-- start --

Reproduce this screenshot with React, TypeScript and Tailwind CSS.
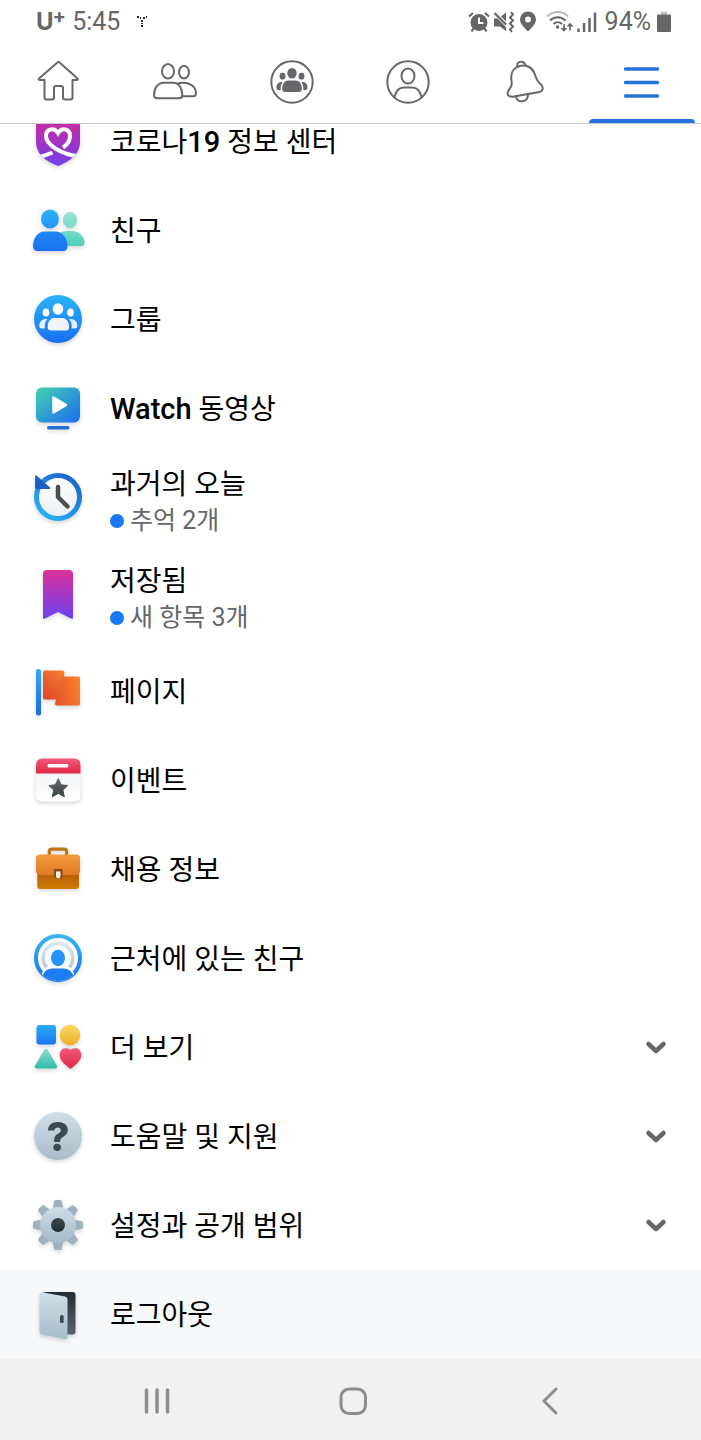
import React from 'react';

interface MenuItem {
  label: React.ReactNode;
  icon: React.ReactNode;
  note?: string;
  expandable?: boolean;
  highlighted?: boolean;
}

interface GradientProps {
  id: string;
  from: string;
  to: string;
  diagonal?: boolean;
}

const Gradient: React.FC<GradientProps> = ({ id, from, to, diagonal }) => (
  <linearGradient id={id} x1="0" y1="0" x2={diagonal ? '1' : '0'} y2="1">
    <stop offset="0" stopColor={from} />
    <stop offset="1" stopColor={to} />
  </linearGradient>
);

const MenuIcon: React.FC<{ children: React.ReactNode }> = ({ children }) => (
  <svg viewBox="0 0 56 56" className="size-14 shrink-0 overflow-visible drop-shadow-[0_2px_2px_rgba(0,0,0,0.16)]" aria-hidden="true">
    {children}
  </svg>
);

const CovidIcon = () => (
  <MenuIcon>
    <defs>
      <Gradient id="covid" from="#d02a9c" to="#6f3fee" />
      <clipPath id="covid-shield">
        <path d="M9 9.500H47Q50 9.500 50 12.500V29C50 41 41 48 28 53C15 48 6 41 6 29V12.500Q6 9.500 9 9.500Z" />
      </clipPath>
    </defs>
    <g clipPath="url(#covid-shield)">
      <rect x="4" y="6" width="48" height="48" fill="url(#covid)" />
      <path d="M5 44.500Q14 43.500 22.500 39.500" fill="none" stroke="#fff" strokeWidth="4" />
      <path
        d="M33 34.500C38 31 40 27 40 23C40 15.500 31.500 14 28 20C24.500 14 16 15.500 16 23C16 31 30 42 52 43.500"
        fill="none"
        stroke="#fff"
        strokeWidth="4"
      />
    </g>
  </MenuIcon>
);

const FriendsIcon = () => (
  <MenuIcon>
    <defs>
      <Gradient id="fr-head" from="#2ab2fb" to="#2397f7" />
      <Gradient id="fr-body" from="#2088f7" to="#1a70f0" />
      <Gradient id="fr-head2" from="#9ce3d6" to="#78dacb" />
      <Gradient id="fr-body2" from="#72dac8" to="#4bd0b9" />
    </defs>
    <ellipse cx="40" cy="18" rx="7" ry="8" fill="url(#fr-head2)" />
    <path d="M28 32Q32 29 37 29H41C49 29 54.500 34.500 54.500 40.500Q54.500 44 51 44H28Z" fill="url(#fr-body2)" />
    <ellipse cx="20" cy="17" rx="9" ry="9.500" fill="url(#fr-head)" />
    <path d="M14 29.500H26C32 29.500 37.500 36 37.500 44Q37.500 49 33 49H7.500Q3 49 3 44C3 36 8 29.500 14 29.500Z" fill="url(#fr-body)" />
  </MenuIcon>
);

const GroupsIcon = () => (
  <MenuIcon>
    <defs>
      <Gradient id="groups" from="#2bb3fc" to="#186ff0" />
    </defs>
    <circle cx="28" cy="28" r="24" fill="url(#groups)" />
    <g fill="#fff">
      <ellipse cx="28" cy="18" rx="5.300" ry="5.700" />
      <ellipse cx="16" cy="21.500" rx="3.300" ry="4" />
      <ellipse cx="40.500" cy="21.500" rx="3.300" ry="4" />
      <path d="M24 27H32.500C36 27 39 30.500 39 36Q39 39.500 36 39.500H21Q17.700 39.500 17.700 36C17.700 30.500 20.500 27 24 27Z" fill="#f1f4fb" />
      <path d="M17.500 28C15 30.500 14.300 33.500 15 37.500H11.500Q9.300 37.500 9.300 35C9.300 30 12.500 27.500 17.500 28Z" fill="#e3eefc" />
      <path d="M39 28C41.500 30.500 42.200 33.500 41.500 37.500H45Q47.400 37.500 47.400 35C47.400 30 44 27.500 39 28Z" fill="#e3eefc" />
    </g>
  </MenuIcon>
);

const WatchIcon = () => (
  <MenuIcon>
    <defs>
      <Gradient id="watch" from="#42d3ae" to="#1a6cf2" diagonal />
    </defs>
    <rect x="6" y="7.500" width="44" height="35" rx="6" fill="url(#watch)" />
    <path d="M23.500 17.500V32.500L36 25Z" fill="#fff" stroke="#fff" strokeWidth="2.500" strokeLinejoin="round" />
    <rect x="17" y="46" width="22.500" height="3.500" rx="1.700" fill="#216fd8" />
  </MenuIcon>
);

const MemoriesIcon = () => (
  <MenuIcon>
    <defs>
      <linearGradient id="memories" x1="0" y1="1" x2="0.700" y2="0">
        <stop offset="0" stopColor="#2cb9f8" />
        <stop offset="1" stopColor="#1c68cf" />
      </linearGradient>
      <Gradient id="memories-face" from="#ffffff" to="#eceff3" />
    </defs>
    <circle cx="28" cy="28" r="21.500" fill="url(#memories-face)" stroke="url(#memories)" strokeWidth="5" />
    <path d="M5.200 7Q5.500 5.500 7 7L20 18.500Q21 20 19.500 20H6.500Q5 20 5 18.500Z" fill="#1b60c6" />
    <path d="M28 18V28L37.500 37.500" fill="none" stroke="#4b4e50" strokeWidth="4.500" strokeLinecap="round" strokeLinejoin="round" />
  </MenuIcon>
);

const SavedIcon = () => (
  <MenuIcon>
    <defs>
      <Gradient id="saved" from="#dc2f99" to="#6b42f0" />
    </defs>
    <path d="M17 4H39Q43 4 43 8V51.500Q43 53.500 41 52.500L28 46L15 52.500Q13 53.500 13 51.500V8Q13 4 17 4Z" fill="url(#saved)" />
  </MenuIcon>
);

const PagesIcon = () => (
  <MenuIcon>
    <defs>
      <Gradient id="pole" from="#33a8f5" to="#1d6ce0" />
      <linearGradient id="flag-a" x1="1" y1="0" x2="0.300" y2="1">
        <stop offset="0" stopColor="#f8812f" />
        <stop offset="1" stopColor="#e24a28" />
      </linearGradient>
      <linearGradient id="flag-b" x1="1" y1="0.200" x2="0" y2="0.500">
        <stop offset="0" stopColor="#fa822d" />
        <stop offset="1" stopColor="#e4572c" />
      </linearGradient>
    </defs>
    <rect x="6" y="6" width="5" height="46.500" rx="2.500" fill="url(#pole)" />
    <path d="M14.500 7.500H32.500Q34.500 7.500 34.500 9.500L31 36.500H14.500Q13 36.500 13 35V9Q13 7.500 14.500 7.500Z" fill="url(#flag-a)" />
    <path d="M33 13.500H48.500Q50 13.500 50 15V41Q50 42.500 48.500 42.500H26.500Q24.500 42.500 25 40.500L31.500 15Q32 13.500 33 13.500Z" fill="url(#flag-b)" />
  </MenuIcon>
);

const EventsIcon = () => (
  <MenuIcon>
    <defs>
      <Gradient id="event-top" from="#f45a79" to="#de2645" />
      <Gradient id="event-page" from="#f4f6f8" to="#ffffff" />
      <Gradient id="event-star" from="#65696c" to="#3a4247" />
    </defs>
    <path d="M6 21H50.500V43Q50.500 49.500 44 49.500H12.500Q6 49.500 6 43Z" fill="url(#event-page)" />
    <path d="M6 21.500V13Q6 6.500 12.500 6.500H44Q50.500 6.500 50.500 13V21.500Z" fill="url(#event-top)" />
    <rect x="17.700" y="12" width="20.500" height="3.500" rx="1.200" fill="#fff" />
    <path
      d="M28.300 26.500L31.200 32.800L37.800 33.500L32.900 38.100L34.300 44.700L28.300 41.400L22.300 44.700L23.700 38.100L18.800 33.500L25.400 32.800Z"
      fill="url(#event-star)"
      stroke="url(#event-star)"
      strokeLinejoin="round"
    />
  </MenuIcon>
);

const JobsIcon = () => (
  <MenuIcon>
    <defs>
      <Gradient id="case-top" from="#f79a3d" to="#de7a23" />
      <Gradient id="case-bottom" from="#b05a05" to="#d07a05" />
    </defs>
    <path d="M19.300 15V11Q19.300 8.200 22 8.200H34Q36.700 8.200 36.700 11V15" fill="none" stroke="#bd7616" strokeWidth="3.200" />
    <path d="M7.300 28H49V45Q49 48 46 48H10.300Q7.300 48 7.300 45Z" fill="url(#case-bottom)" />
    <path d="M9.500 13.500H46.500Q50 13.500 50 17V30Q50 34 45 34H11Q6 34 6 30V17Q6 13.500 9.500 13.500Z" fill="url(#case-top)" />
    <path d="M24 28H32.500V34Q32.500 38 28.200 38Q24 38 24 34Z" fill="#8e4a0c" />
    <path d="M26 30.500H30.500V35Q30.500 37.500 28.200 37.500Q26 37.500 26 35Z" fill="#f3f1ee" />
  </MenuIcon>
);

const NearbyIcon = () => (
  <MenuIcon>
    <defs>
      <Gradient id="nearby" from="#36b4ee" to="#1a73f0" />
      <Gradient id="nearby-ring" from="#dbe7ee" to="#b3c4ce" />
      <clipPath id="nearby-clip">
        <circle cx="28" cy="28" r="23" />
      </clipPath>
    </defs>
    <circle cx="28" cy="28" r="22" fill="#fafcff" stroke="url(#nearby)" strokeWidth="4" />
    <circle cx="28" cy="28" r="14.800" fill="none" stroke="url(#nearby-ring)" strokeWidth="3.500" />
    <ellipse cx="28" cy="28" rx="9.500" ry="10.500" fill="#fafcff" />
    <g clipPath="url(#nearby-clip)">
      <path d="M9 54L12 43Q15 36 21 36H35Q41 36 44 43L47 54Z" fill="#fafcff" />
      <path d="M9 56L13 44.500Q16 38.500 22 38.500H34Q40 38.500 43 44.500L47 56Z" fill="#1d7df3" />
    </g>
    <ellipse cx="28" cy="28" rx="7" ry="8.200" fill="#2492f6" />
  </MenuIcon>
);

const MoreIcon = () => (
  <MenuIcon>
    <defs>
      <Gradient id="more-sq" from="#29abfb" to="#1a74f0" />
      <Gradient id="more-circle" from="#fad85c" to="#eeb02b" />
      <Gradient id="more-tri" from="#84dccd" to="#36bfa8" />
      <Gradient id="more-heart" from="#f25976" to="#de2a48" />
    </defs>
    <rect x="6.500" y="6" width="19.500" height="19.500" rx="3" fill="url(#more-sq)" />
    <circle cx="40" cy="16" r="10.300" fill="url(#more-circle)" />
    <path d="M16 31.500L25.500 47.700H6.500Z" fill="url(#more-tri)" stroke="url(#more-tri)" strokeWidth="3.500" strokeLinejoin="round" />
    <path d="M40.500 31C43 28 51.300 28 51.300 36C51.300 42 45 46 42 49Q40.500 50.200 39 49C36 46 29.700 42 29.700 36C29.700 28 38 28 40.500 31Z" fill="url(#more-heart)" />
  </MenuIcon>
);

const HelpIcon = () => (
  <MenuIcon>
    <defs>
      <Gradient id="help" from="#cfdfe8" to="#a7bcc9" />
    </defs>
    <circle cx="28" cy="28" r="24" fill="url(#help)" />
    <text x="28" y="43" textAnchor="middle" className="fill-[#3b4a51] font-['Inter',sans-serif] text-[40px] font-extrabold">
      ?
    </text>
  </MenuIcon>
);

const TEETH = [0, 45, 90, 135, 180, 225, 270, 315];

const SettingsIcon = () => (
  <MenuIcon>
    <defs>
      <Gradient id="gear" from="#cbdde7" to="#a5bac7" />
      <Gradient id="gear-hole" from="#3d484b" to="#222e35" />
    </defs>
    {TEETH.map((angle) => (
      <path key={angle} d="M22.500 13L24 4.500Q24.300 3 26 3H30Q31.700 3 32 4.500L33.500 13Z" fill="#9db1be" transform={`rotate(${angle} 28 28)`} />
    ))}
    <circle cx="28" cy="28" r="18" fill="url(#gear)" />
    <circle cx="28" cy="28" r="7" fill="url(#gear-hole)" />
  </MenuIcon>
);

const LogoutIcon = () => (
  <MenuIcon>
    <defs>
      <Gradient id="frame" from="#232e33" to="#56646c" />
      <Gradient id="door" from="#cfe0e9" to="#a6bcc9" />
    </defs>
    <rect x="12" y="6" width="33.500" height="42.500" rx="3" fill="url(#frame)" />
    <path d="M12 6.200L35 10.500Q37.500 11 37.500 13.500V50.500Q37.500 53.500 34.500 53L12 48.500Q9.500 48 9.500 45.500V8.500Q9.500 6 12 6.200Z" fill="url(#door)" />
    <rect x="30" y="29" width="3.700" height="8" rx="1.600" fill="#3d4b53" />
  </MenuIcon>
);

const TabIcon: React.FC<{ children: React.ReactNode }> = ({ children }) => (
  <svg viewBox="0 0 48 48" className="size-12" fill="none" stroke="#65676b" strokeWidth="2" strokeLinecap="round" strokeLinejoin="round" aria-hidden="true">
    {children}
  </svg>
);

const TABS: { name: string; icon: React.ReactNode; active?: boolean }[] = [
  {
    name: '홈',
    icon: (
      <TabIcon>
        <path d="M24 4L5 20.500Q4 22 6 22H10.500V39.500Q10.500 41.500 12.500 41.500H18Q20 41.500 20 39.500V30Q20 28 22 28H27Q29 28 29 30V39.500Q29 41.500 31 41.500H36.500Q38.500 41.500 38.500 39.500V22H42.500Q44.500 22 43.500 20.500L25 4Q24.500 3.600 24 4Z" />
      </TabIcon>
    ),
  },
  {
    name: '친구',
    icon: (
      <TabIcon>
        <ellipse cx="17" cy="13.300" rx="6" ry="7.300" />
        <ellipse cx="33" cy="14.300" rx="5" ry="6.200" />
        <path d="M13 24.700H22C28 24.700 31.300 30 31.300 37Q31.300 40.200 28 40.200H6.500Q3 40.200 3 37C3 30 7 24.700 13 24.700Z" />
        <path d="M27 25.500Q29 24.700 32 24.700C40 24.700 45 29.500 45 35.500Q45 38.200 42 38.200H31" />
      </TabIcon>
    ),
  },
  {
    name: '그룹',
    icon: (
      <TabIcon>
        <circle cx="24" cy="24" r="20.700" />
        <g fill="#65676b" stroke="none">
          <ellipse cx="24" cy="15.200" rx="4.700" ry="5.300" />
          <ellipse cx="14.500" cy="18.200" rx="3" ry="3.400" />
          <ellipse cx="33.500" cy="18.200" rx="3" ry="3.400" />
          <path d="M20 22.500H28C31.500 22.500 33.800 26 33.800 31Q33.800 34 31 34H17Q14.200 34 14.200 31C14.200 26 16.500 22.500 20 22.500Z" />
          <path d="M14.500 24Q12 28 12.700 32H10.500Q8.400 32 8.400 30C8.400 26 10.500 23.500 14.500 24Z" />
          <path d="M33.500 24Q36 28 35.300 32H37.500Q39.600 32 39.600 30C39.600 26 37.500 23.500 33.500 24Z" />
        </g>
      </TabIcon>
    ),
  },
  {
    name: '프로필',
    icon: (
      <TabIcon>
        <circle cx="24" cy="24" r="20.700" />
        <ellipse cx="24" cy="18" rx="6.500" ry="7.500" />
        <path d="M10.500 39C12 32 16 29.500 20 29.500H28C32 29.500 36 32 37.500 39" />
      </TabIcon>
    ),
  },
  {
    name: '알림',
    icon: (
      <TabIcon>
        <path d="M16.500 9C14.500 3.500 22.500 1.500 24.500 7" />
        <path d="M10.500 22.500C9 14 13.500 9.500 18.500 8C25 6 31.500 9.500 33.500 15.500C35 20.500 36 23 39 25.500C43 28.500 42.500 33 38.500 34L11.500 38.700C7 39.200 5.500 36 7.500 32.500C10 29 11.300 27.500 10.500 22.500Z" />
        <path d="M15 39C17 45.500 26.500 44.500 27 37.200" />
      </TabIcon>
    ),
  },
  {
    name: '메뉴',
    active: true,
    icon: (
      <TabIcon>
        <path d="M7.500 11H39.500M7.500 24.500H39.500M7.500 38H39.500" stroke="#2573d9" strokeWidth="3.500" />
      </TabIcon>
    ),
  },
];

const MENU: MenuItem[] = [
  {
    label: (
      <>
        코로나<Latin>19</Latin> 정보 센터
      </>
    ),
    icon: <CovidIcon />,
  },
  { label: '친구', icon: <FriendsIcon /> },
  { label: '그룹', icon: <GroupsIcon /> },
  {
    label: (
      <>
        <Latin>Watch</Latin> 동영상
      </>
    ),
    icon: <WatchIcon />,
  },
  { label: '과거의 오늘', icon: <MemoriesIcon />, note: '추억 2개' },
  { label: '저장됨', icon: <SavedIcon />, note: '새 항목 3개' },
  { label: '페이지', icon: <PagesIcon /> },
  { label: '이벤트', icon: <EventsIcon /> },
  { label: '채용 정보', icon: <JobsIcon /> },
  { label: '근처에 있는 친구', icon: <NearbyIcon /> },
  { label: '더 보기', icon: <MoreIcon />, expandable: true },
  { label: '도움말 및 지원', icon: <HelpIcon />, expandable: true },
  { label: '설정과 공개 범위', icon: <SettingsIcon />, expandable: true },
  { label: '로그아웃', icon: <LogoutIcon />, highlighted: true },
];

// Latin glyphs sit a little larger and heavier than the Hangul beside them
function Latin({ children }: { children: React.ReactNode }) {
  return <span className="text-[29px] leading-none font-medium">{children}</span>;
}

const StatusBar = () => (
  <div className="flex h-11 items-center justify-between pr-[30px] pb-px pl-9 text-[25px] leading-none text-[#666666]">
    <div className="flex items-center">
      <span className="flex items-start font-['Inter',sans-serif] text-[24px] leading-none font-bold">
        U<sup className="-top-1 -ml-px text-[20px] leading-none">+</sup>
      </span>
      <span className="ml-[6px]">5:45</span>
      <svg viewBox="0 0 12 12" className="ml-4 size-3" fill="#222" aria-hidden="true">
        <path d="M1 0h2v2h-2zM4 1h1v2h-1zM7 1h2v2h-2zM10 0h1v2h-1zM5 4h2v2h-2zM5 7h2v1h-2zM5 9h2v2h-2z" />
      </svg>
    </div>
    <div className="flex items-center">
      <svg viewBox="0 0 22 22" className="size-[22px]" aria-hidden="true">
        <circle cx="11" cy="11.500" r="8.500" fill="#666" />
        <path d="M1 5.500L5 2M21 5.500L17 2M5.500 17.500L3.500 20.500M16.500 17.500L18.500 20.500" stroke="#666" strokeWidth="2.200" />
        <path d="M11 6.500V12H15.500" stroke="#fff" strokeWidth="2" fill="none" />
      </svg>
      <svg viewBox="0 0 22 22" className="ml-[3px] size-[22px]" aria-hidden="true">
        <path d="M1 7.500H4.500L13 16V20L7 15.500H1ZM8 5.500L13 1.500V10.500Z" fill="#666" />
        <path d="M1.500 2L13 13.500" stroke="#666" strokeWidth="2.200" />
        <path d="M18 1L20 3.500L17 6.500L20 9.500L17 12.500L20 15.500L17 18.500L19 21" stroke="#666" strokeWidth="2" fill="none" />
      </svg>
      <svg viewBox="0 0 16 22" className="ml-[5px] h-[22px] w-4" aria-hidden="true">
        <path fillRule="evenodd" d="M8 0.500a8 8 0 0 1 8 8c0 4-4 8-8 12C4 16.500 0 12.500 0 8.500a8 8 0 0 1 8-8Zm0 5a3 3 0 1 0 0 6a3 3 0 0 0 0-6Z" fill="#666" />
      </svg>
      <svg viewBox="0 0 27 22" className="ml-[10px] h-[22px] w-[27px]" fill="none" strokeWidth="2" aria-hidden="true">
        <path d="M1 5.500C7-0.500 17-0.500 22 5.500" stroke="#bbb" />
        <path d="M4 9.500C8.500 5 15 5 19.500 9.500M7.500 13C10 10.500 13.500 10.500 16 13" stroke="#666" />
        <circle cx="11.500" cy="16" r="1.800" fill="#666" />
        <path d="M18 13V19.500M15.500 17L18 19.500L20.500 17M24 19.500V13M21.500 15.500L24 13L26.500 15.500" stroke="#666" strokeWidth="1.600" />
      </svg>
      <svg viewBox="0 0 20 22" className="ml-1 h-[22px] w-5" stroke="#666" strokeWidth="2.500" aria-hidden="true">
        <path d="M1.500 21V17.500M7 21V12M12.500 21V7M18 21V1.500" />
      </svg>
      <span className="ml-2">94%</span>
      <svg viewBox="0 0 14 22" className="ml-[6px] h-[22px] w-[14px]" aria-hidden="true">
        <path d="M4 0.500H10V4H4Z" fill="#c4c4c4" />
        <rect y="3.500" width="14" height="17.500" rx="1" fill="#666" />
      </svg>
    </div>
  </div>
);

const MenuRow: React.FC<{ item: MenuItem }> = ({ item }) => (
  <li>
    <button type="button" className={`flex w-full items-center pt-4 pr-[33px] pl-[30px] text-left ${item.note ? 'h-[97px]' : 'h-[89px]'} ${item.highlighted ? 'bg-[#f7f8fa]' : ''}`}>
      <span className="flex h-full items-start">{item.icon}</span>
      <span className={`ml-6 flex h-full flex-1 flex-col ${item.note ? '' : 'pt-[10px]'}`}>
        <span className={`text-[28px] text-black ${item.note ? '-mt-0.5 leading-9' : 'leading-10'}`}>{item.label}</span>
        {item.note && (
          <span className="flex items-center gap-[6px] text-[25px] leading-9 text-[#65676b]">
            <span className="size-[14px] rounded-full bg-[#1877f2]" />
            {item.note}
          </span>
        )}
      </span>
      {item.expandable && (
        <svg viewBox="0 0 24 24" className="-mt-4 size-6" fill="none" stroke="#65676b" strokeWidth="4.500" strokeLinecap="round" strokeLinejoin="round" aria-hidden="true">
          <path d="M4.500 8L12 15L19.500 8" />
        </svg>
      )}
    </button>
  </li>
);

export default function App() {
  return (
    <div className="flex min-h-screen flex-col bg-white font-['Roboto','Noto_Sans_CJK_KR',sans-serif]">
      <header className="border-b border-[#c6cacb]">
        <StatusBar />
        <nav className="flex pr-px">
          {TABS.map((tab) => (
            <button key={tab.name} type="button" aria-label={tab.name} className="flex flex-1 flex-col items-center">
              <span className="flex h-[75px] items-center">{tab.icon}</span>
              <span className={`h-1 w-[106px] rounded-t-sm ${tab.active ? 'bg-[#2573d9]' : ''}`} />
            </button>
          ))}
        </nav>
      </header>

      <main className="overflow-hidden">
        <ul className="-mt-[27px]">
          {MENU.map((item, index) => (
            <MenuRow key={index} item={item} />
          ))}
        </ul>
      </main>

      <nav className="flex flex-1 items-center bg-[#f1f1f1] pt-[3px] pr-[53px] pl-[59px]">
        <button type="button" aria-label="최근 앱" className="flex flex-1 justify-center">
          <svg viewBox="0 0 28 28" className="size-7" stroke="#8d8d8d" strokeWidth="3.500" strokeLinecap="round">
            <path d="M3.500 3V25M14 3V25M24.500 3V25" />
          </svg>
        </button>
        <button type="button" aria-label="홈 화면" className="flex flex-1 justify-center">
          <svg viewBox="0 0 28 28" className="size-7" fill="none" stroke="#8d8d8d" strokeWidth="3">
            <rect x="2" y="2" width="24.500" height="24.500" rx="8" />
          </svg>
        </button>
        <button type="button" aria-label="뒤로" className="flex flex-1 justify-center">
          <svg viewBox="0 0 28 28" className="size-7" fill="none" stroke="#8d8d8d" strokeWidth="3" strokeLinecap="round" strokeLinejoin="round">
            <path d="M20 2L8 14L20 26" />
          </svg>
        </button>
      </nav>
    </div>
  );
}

-- end --

The task - Scan the listing above. Collect all lines with the word "React".

Solution for this problem -
Reproduce this screenshot with React, TypeScript and Tailwind CSS.
import React from 'react';
  label: React.ReactNode;
  icon: React.ReactNode;
const Gradient: React.FC<GradientProps> = ({ id, from, to, diagonal }) => (
const MenuIcon: React.FC<{ children: React.ReactNode }> = ({ children }) => (
const TabIcon: React.FC<{ children: React.ReactNode }> = ({ children }) => (
const TABS: { name: string; icon: React.ReactNode; active?: boolean }[] = [
function Latin({ children }: { children: React.ReactNode }) {
const MenuRow: React.FC<{ item: MenuItem }> = ({ item }) => (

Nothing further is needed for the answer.